▶ **WHAT IS ASKED**: Reproduce all the lines below exactly and omit the images.

▶ **DATA BLOCK**:

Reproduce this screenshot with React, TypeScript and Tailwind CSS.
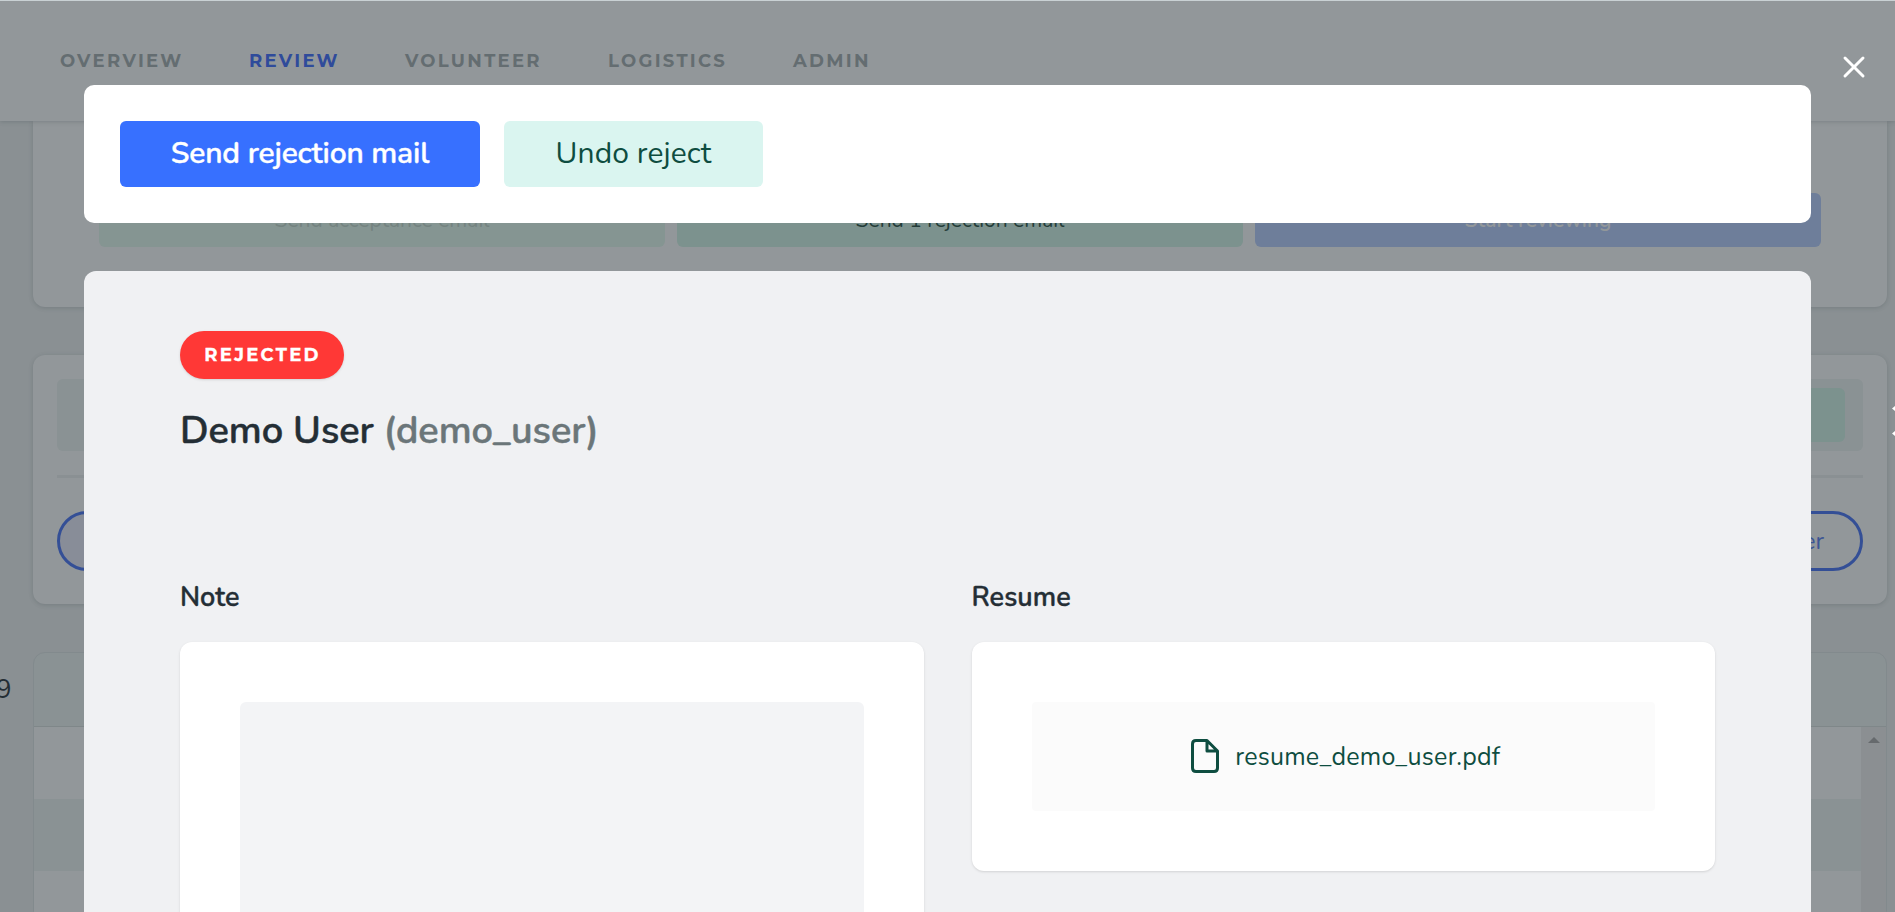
import { X } from "lucide-react";

const nav = [
  { label: "OVERVIEW", cls: "w-[122px] text-[#646d71]" },
  { label: "REVIEW", cls: "w-[89px] text-[#2f4b9b]" },
  { label: "VOLUNTEER", cls: "w-[136px] text-[#646d71]" },
  { label: "LOGISTICS", cls: "w-[118px] text-[#646d71]" },
  { label: "ADMIN", cls: "w-[77px] text-[#646d71]" },
];

function Background() {
  return (
    <div className="flex h-[912px] flex-col overflow-hidden bg-[#8a9093]">
      <header className="z-10 flex h-[121px] shrink-0 items-center gap-[67px] border-t border-[#c9d1d4] bg-[#92979a] pl-[60px] shadow-[0_1px_4px_rgba(60,70,75,0.25)]">
        {nav.map((n) => (
          <span key={n.label} className={"font-[Montserrat,Inter,sans-serif] whitespace-nowrap text-[18px] font-bold tracking-[2.3px] " + n.cls}>{n.label}</span>
        ))}
      </header>
      <div className="ml-[33px] flex w-[1854px] flex-col">
        <section className="flex h-[186px] items-end gap-3 rounded-b-xl bg-[#92979a] px-[66px] pb-[60px] text-[21px] shadow-[0_1px_4px_rgba(60,70,75,0.25)]">
          <div className="flex h-[54px] flex-1 items-center justify-center rounded-md bg-[#859592] pt-[2px] text-[#748380]">Send acceptance email</div>
          <div className="flex h-[54px] flex-1 items-center justify-center rounded-md bg-[#7c928e] pt-[2px] text-[#243d39]">Send 1 rejection email</div>
          <div className="flex h-[54px] flex-1 items-center justify-center rounded-md bg-[#6e7e9a] pt-[2px] font-semibold text-[#92979a]">Start reviewing</div>
        </section>
        <section className="mt-12 flex h-[249px] flex-col rounded-xl bg-[#92979a] px-6 pt-6 shadow-[0_1px_4px_rgba(60,70,75,0.25)]">
          <div className="flex h-[72px] shrink-0 justify-end rounded-md bg-[#8a9294] py-[9px] pr-[18px]">
            <div className="w-40 rounded-md bg-[#7c928e]" />
          </div>
          <div className="mt-6 h-[3px] shrink-0 bg-[#8a9093]" />
          <div className="mt-[33px] flex justify-between">
            <div className="h-15 w-44 rounded-full border-3 border-[#344f96] bg-[#888d98]" />
            <div className="flex h-15 w-44 items-center justify-end rounded-full border-3 border-[#344f96] pr-9 text-2xl text-[#3c5594]">Filter</div>
          </div>
        </section>
        <section className="mt-12 flex h-[260px] flex-col rounded-t-xl border border-[#828a8d] bg-[#8a9294]">
          <div className="h-[74px] shrink-0 border-b border-[#7f8789]" />
          <div className="flex flex-1">
            <div className="flex-1">
              <div className="h-[72px] bg-[#92979a]" />
              <div className="h-[72px] bg-[#8a9294]" />
              <div className="h-[42px] bg-[#92979a]" />
            </div>
            <div className="flex w-[25px] justify-center bg-[#8b8f92] pt-[10px]">
              <svg width="12" height="6"><path d="M0 6 6 0l6 6z" fill="#666a6d" /></svg>
            </div>
          </div>
        </section>
      </div>
    </div>
  );
}

export default function App() {
  return (
    <main className="relative h-[912px] w-[1895px] overflow-hidden font-[Nunito,'Noto_Sans',sans-serif]">
      <Background />
      <div className="absolute inset-0 z-20 flex flex-col items-center pt-[85px]">
        <section className="flex h-[138px] w-[1727px] shrink-0 items-center gap-6 rounded-[10px] bg-white px-9">
          <button className="flex h-[66px] w-[360px] items-center justify-center rounded-md bg-[#3770ff] pb-[2px] text-[30px] font-semibold tracking-[-0.17px] whitespace-nowrap text-white [-webkit-text-stroke:0.4px]">Send rejection mail</button>
          <button className="flex h-[66px] w-[259px] items-center justify-center rounded-md bg-[#daf5f0] pb-[2px] text-[30px] tracking-[0.1px] whitespace-nowrap text-[#0e4d40]">Undo reject</button>
        </section>
        <section className="mt-12 flex h-[641px] w-[1727px] shrink-0 flex-col rounded-t-xl bg-[#f0f1f3] px-24 pt-[60px]">
          <div className="flex h-12 w-[164px] shrink-0 items-center justify-center rounded-full bg-[#ff3836] pl-px font-[Montserrat,Inter,sans-serif] text-[18px] font-bold tracking-[2.3px] text-white shadow-sm [-webkit-text-stroke:0.3px]">REJECTED</div>
          <h1 className="mt-6 flex h-[54px] shrink-0 items-center gap-[0.26em] text-[38px] font-semibold tracking-[-0.05px] whitespace-nowrap text-[#242e35] [-webkit-text-stroke:0.5px]">
            <span>Demo User</span>
            <span className="text-[#6b7679]">(demo_user)</span>
          </h1>
          <div className="mt-[115px] grid grid-cols-2 gap-12">
            <div>
              <h2 className="flex h-[70px] items-start pt-[7px] text-[27px] leading-[38px] font-semibold text-[#242e35] [-webkit-text-stroke:0.4px]">Note</h2>
              <div className="h-[320px] rounded-xl bg-white p-[60px] shadow-sm"><div className="h-[260px] rounded-md bg-[#f3f4f6]" /></div>
            </div>
            <div>
              <h2 className="flex h-[70px] items-start pt-[7px] text-[27px] leading-[38px] font-semibold tracking-[0.1px] text-[#242e35] [-webkit-text-stroke:0.4px]">Resume</h2>
              <div className="h-[229px] rounded-xl bg-white p-[60px] shadow-sm">
                <div className="flex h-[109px] items-center justify-center gap-4 rounded bg-[#fbfbfb] pl-[5px] text-[25px] tracking-[0.22px] text-[#0e4d40]">
                  <svg width="28" height="34" viewBox="0 0 28 34" fill="none" stroke="currentColor" strokeWidth="3" strokeLinejoin="round" className="mb-[2px]"><path d="M16 1.5H5Q1.5 1.5 1.5 5v24q0 3.5 3.5 3.5h18q3.5 0 3.5-3.500V12zM16 1.500v10.500h10.500" /></svg>
                  <span className="pt-[2px]">resume_demo_user.pdf</span>
                </div>
              </div>
            </div>
          </div>
        </section>
      </div>
      <button className="absolute top-[49px] right-[23px] z-30 text-white"><X size={36} strokeWidth={2} /></button>
      <span className="absolute top-[670px] -left-[4px] z-30 text-[26px] text-[#242e35]">9</span>
      <div className="absolute top-[406px] right-0 z-30 flex flex-col gap-[20px]">
        <svg width="3" height="5"><path d="M3 0 0 2.500 3 5z" fill="#fff" /></svg>
        <svg width="3" height="5"><path d="M3 0 0 2.500 3 5z" fill="#fff" /></svg>
      </div>
    </main>
  );
}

▶ **TASK ANSWER**:
Reproduce this screenshot with React, TypeScript and Tailwind CSS.
import { X } from "lucide-react";

const nav = [
  { label: "OVERVIEW", cls: "w-[122px] text-[#646d71]" },
  { label: "REVIEW", cls: "w-[89px] text-[#2f4b9b]" },
  { label: "VOLUNTEER", cls: "w-[136px] text-[#646d71]" },
  { label: "LOGISTICS", cls: "w-[118px] text-[#646d71]" },
  { label: "ADMIN", cls: "w-[77px] text-[#646d71]" },
];

function Background() {
  return (
    <div className="flex h-[912px] flex-col overflow-hidden bg-[#8a9093]">
      <header className="z-10 flex h-[121px] shrink-0 items-center gap-[67px] border-t border-[#c9d1d4] bg-[#92979a] pl-[60px] shadow-[0_1px_4px_rgba(60,70,75,0.25)]">
        {nav.map((n) => (
          <span key={n.label} className={"font-[Montserrat,Inter,sans-serif] whitespace-nowrap text-[18px] font-bold tracking-[2.3px] " + n.cls}>{n.label}</span>
        ))}
      </header>
      <div className="ml-[33px] flex w-[1854px] flex-col">
        <section className="flex h-[186px] items-end gap-3 rounded-b-xl bg-[#92979a] px-[66px] pb-[60px] text-[21px] shadow-[0_1px_4px_rgba(60,70,75,0.25)]">
          <div className="flex h-[54px] flex-1 items-center justify-center rounded-md bg-[#859592] pt-[2px] text-[#748380]">Send acceptance email</div>
          <div className="flex h-[54px] flex-1 items-center justify-center rounded-md bg-[#7c928e] pt-[2px] text-[#243d39]">Send 1 rejection email</div>
          <div className="flex h-[54px] flex-1 items-center justify-center rounded-md bg-[#6e7e9a] pt-[2px] font-semibold text-[#92979a]">Start reviewing</div>
        </section>
        <section className="mt-12 flex h-[249px] flex-col rounded-xl bg-[#92979a] px-6 pt-6 shadow-[0_1px_4px_rgba(60,70,75,0.25)]">
          <div className="flex h-[72px] shrink-0 justify-end rounded-md bg-[#8a9294] py-[9px] pr-[18px]">
            <div className="w-40 rounded-md bg-[#7c928e]" />
          </div>
          <div className="mt-6 h-[3px] shrink-0 bg-[#8a9093]" />
          <div className="mt-[33px] flex justify-between">
            <div className="h-15 w-44 rounded-full border-3 border-[#344f96] bg-[#888d98]" />
            <div className="flex h-15 w-44 items-center justify-end rounded-full border-3 border-[#344f96] pr-9 text-2xl text-[#3c5594]">Filter</div>
          </div>
        </section>
        <section className="mt-12 flex h-[260px] flex-col rounded-t-xl border border-[#828a8d] bg-[#8a9294]">
          <div className="h-[74px] shrink-0 border-b border-[#7f8789]" />
          <div className="flex flex-1">
            <div className="flex-1">
              <div className="h-[72px] bg-[#92979a]" />
              <div className="h-[72px] bg-[#8a9294]" />
              <div className="h-[42px] bg-[#92979a]" />
            </div>
            <div className="flex w-[25px] justify-center bg-[#8b8f92] pt-[10px]">
              <svg width="12" height="6"><path d="M0 6 6 0l6 6z" fill="#666a6d" /></svg>
            </div>
          </div>
        </section>
      </div>
    </div>
  );
}

export default function App() {
  return (
    <main className="relative h-[912px] w-[1895px] overflow-hidden font-[Nunito,'Noto_Sans',sans-serif]">
      <Background />
      <div className="absolute inset-0 z-20 flex flex-col items-center pt-[85px]">
        <section className="flex h-[138px] w-[1727px] shrink-0 items-center gap-6 rounded-[10px] bg-white px-9">
          <button className="flex h-[66px] w-[360px] items-center justify-center rounded-md bg-[#3770ff] pb-[2px] text-[30px] font-semibold tracking-[-0.17px] whitespace-nowrap text-white [-webkit-text-stroke:0.4px]">Send rejection mail</button>
          <button className="flex h-[66px] w-[259px] items-center justify-center rounded-md bg-[#daf5f0] pb-[2px] text-[30px] tracking-[0.1px] whitespace-nowrap text-[#0e4d40]">Undo reject</button>
        </section>
        <section className="mt-12 flex h-[641px] w-[1727px] shrink-0 flex-col rounded-t-xl bg-[#f0f1f3] px-24 pt-[60px]">
          <div className="flex h-12 w-[164px] shrink-0 items-center justify-center rounded-full bg-[#ff3836] pl-px font-[Montserrat,Inter,sans-serif] text-[18px] font-bold tracking-[2.3px] text-white shadow-sm [-webkit-text-stroke:0.3px]">REJECTED</div>
          <h1 className="mt-6 flex h-[54px] shrink-0 items-center gap-[0.26em] text-[38px] font-semibold tracking-[-0.05px] whitespace-nowrap text-[#242e35] [-webkit-text-stroke:0.5px]">
            <span>Demo User</span>
            <span className="text-[#6b7679]">(demo_user)</span>
          </h1>
          <div className="mt-[115px] grid grid-cols-2 gap-12">
            <div>
              <h2 className="flex h-[70px] items-start pt-[7px] text-[27px] leading-[38px] font-semibold text-[#242e35] [-webkit-text-stroke:0.4px]">Note</h2>
              <div className="h-[320px] rounded-xl bg-white p-[60px] shadow-sm"><div className="h-[260px] rounded-md bg-[#f3f4f6]" /></div>
            </div>
            <div>
              <h2 className="flex h-[70px] items-start pt-[7px] text-[27px] leading-[38px] font-semibold tracking-[0.1px] text-[#242e35] [-webkit-text-stroke:0.4px]">Resume</h2>
              <div className="h-[229px] rounded-xl bg-white p-[60px] shadow-sm">
                <div className="flex h-[109px] items-center justify-center gap-4 rounded bg-[#fbfbfb] pl-[5px] text-[25px] tracking-[0.22px] text-[#0e4d40]">
                  <svg width="28" height="34" viewBox="0 0 28 34" fill="none" stroke="currentColor" strokeWidth="3" strokeLinejoin="round" className="mb-[2px]"><path d="M16 1.5H5Q1.5 1.5 1.5 5v24q0 3.5 3.5 3.5h18q3.5 0 3.5-3.500V12zM16 1.500v10.500h10.500" /></svg>
                  <span className="pt-[2px]">resume_demo_user.pdf</span>
                </div>
              </div>
            </div>
          </div>
        </section>
      </div>
      <button className="absolute top-[49px] right-[23px] z-30 text-white"><X size={36} strokeWidth={2} /></button>
      <span className="absolute top-[670px] -left-[4px] z-30 text-[26px] text-[#242e35]">9</span>
      <div className="absolute top-[406px] right-0 z-30 flex flex-col gap-[20px]">
        <svg width="3" height="5"><path d="M3 0 0 2.500 3 5z" fill="#fff" /></svg>
        <svg width="3" height="5"><path d="M3 0 0 2.500 3 5z" fill="#fff" /></svg>
      </div>
    </main>
  );
}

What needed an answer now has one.